Chouette scène! Un peu intriguant de coir cette méchanceté soudain déployée! J'aime le côté survie. Peut être que cours de survie ou initiation à la survie suffirait comme nom ?
Autre chose, je trouve que essayer tous les ateliers le même jour est un peu étrange, mais pourquoi pas?
Enfin, je dirai attention à l'équilibre des forces et faiblesses des personnages. Perso, j'ai fait du tir à l'arc, et je pense que tirer avec un arc inconnu comme ça relève du miracle. Tirer en parlant et sans presque prendre le temps de viser est très difficile, car tu vas essayer de te mettre dans un état de concentration fort pour toucher la cible (i.e. "vrai tir à l'arc" vs "tur à l'arc de jeu de rôle").
Petite coquille :
entraîneur de cheveux de courses
Il y en a quelques autres avec des er qui devraient être des é mais j'ai pas vien noté désolé <3
Merci pour le partage!
M. de Mont-Tombe
Posté le 06/11/2024
Aaaah oui, le fameux entraîneur de cheveux de course. xD Un classique.

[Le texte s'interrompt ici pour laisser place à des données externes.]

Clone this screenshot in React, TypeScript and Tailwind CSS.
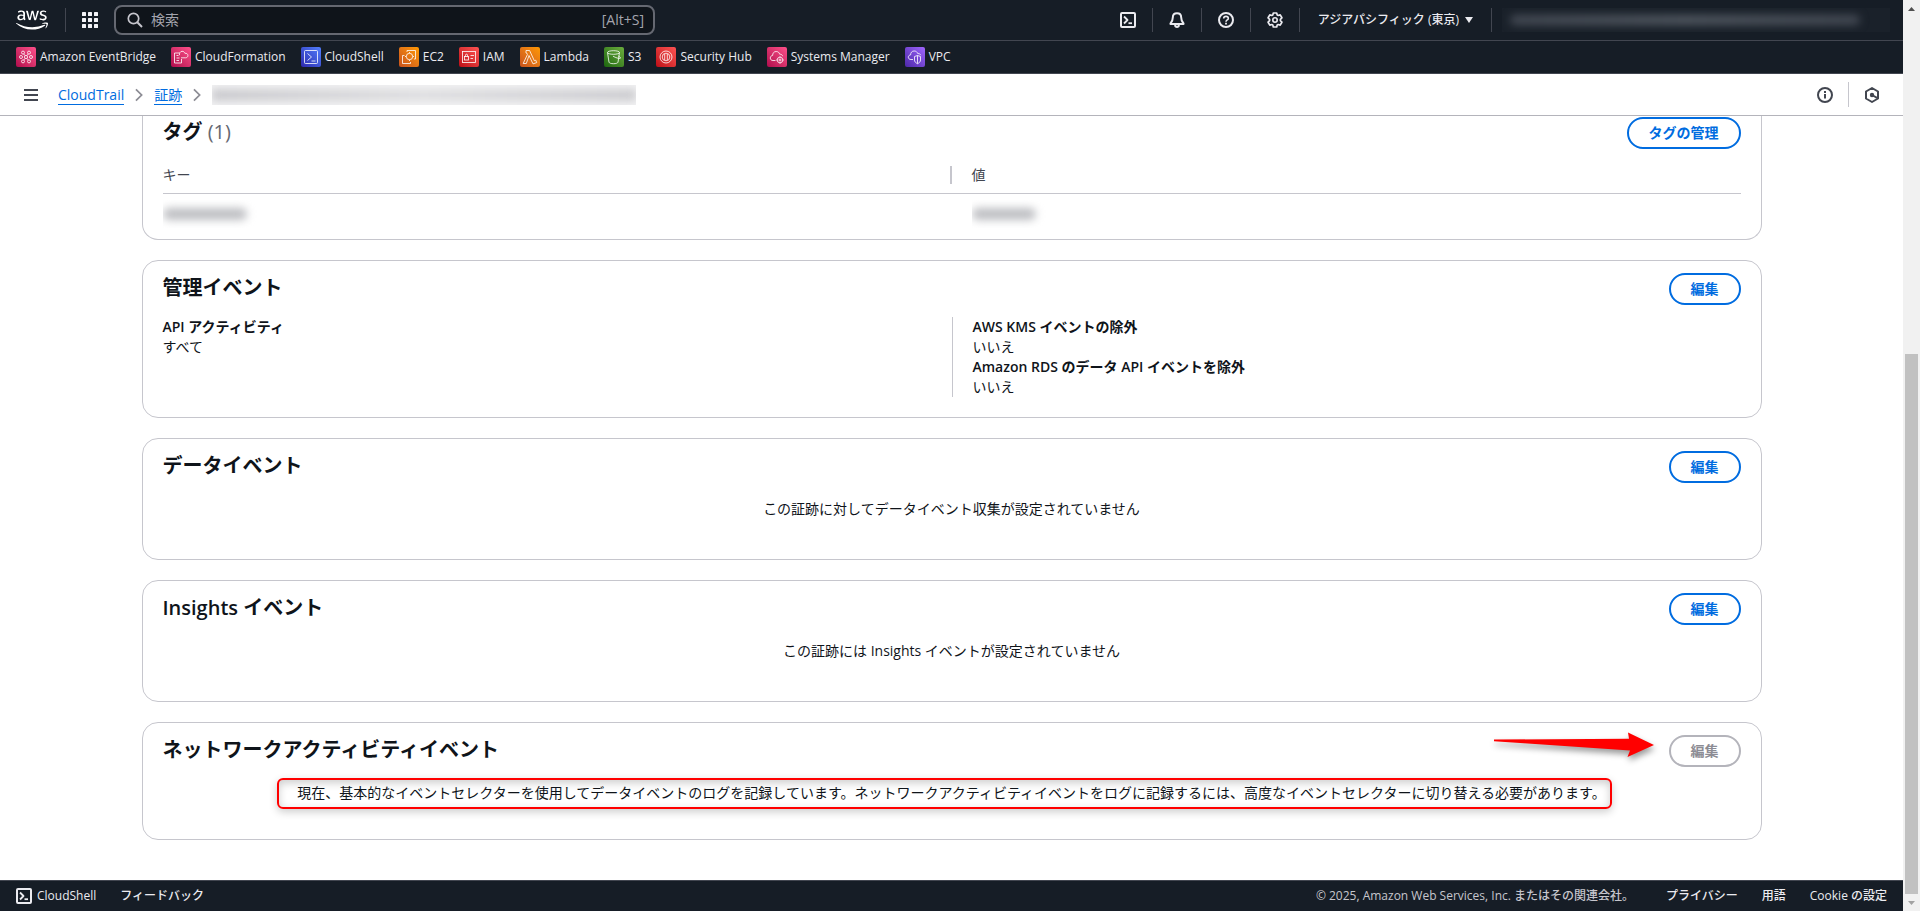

Je retiens tes idées pour le nom du cours. J'en avais retrouvé une aussi mais comme une imbécile je ne l'ai pas noté tout de suite. :'( Et merci pour ton expertise du tir à l'arc. Je n'y connais pas grand chose en soi et c'est vrai que, contrairement à mon personnage de Saoirse dans mon autre roman, on ne la voit pas vraiment s'entraîner à cela, ni même rater. Je pourrais éventuellement développer en mettant en évidence que c'est un modèle d'arc qu'elle connaissait déjà avant?